2. The lamp-of-David Christological motif. Ps 132:17's "I have prepared a lamp for My Anointed" anchors a canonical motif that runs from 2 Sam 21:17 (David as Israel's lamp) through 1 Kgs 11:36 / 2 Kgs 8:19 (the lamp preserved in failure) into John 5:35 (the Baptist as preparatory lamp) and ultimately to Rev 21:23 / 22:5 (the Lamb as the light of the new Jerusalem). The lamp is the persistent visibility of God's covenantal faithfulness to David — never extinguished, even when the dynasty is plunged into darkness — and finally consummated when the Lamb becomes the city's only light.
3. The Zion-chosen-as-God's-dwelling theology. Ps 132:13-14's declaration that "the LORD has chosen Zion; He has desired it for His dwelling place… 'This is My resting place forever; here I will dwell'" establishes the election-of-Zion doctrine that Hebrews 12:22 ("you have come to Mount Zion and to the city of the living God, the heavenly Jerusalem") and Galatians 4:26 ("the Jerusalem above is free, which is the mother of us all") inherit. The earthly Zion of Ps 132 is the type; the heavenly Zion of Hebrews 12 is the antitype. In Reformed-covenantal terms: God's chosen dwelling place is consummated not in a geographic mount but in the church gathered around the enthroned Christ.
4. The liturgical-canonical bridge between 2 Samuel 7 and Solomon's temple. Psalm 132's positioning is theologically deliberate: it stands between Nathan's oracle (2 Sam 7) and Solomon's dedication (2 Chr 6) as the liturgy that translates the covenantal promise into the temple's worship. Without Ps 132, the temple-as-fulfillment-of-the-Davidic-covenant theology would have no canonical hymnic voice. With Ps 132, the temple's inauguration is sung as the answer to David's vow and as the embodiment of Yahweh's sworn oath.
5. Reformed-covenantal kingship theology. The psalm models the unconditional/conditional structure of the Davidic covenant in liturgical form: the dynasty as a whole is sealed by Yahweh's unconditional sworn oath (vv.11, 14), while the individual sons are governed by a conditional clause (v.12). The historical Davidides activated the conditional element again and again; the dynasty did not fail because Yahweh's unconditional oath prevailed. The eschatological fulfillment in Christ is the Davidide who never activates the conditional clause (sinless Son) and is therefore the heir to the unconditional eternal throne (consummated King). Reformed covenant theology has historically treated this asymmetry as one of the clearest demonstrations of how God's covenantal faithfulness sustains the covenant even when human covenantal partners fail — the principle that becomes the substructure of the covenant of grace.
Two existing TTs overlap with this anchor; each treats an aspect this ATN addresses textually:
TT 041 — David treats the figure of David as a typological subject across the canon.
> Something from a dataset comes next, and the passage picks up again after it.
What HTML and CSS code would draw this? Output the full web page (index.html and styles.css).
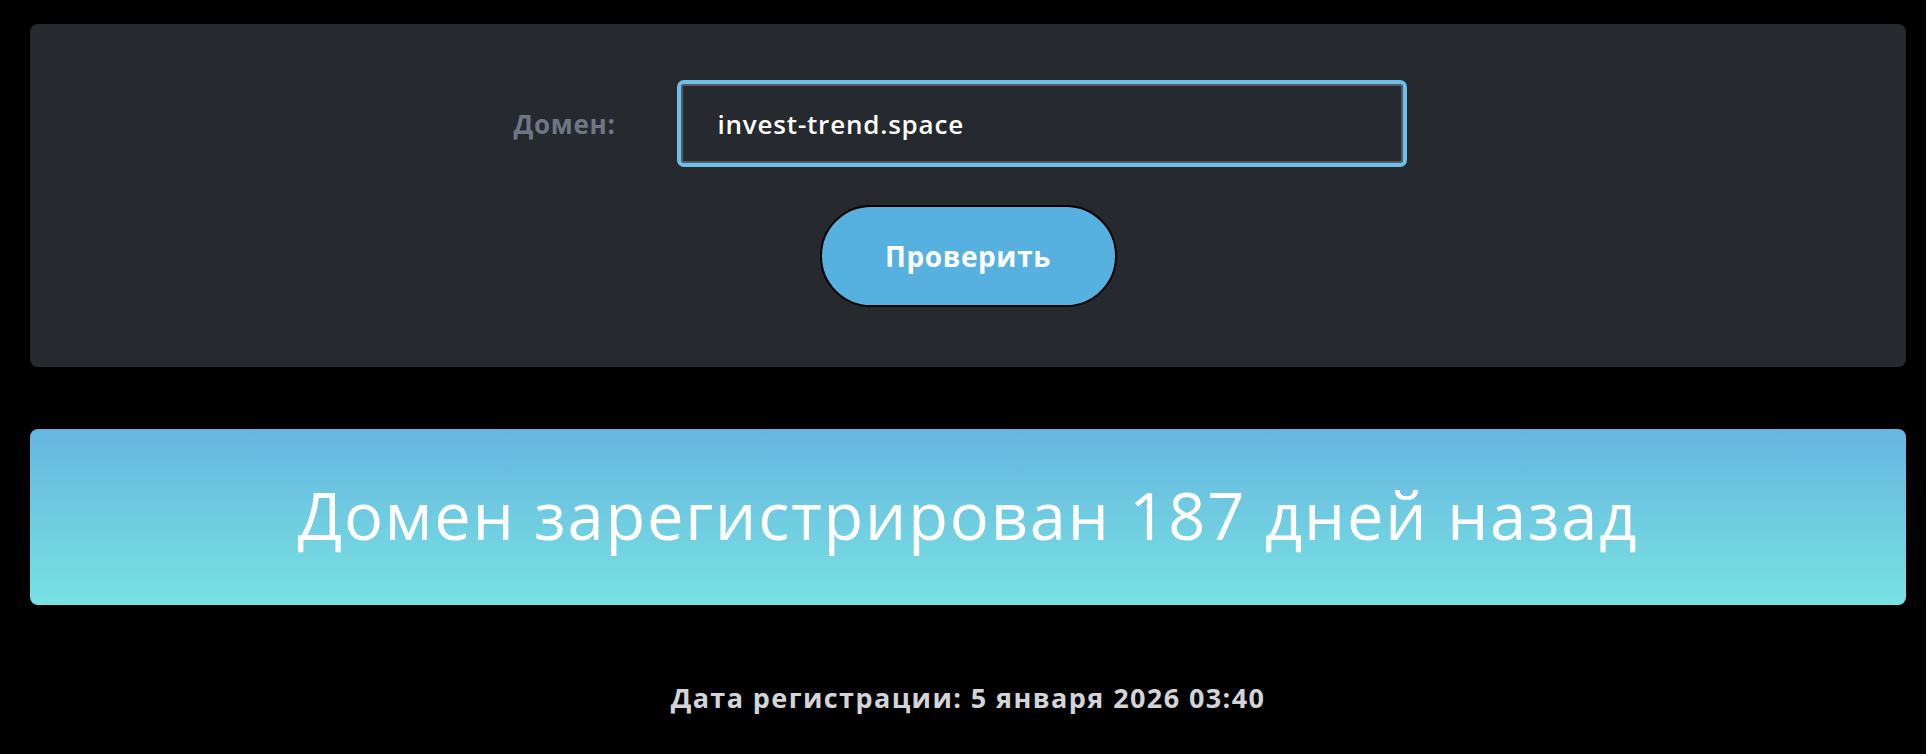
FILE: index.html
```html
<!DOCTYPE html>
<html lang="ru">
<head>
    <meta charset="UTF-8">
    <meta name="viewport" content="width=device-width, initial-scale=1.0">
    <title>Проверка возраста домена</title>
    <link rel="stylesheet" href="styles.css">
</head>
<body>

    <div class="page">
        <form class="check_card" onsubmit="return false">
            <div class="form_row">
                <label class="labelEl" for="domainInput">Домен:</label>
                <input type="text" class="domainInput" id="domainInput" value="invest-trend.space">
            </div>
            <button class="check_btn" type="submit">Проверить</button>
        </form>

        <div class="result_banner">
            Домен зарегистрирован 187 дней назад
        </div>

        <p class="reg_date">Дата регистрации: 5 января 2026 03:40</p>
    </div>

</body>
</html>
```

FILE: styles.css
```css
body{
    margin: 0;
    padding: 0;
    background-color: #000;
    font-family: "Open Sans", "Noto Sans", sans-serif;
}

.page{
    padding: 24px 20px 0 30px;
}

.check_card{
    background-color: #26292e;
    border-radius: 8px;
    height: 343px;
    box-sizing: border-box;
    padding-top: 60px;

    display: flex;
    flex-direction: column;
    align-items: center;
}

.form_row{
    display: flex;
    align-items: center;
    margin-right: 20px;
}

.labelEl{
    color: #6f7786;
    font-size: 26px;
    font-weight: 700;
    letter-spacing: 0.7px;
    width: 167px;
}

.domainInput{
    width: 722px;
    height: 79px;
    box-sizing: border-box;
    background-color: #26292e;
    border: 2px solid #555b63;
    border-radius: 3px;
    outline: 4px solid #6cc0ea;
    padding: 0 0 0 35px;
    color: #fff;
    font-family: "Open Sans", "Noto Sans", sans-serif;
    font-size: 26px;
    font-weight: 600;
    letter-spacing: 0.8px;
}

.check_btn{
    margin-top: 42px;
    width: 297px;
    height: 102px;
    border: 2px solid #000;
    border-radius: 51px;
    background-color: #56b0e0;
    color: #fff;
    font-family: "Open Sans", "Noto Sans", sans-serif;
    font-size: 28px;
    font-weight: 700;
    letter-spacing: 0.6px;
}

.result_banner{
    margin-top: 62px;
    height: 176px;
    box-sizing: border-box;
    padding-bottom: 4px;
    border-radius: 8px;
    background: linear-gradient(180deg, #66b5e0 0%, #78e2e2 100%);
    color: #fff;
    font-size: 65px;
    letter-spacing: 1.8px;

    display: flex;
    justify-content: center;
    align-items: center;
}

.reg_date{
    margin: 0;
    padding-top: 74px;
    text-align: center;
    color: #d2d4d8;
    font-size: 27px;
    font-weight: 700;
    letter-spacing: 1.4px;
}
```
TT 041 asks: what does it mean for Jesus to be the antitypical Davidic king? This ATN, by contrast, treats the specific text of Ps 132 — David's vow about the ark and Yahweh's responsive sworn oath — as one (important) liturgical stop within TT 041's broader treatment of the David figure. Where TT 041 maps the person, this ATN maps the psalm.
TT 042 — Davidic Kingdom treats the kingdom dimension of the Davidic hope as a thematic trajectory. This ATN focuses specifically on how Ps 132's sworn-oath language (v.11) becomes the linguistic substrate for Peter's resurrection-as-enthronement argument (Acts 2:30) — the apostolic moment at which the Davidic kingdom is declared inaugurated in Christ.
The complementarity: for the theology of the Davidic king and kingdom, go to TT 041 / 042. For the textual map of Psalm 132's canonical career — which clauses are cited where, with what variants, in what argumentative position — come here.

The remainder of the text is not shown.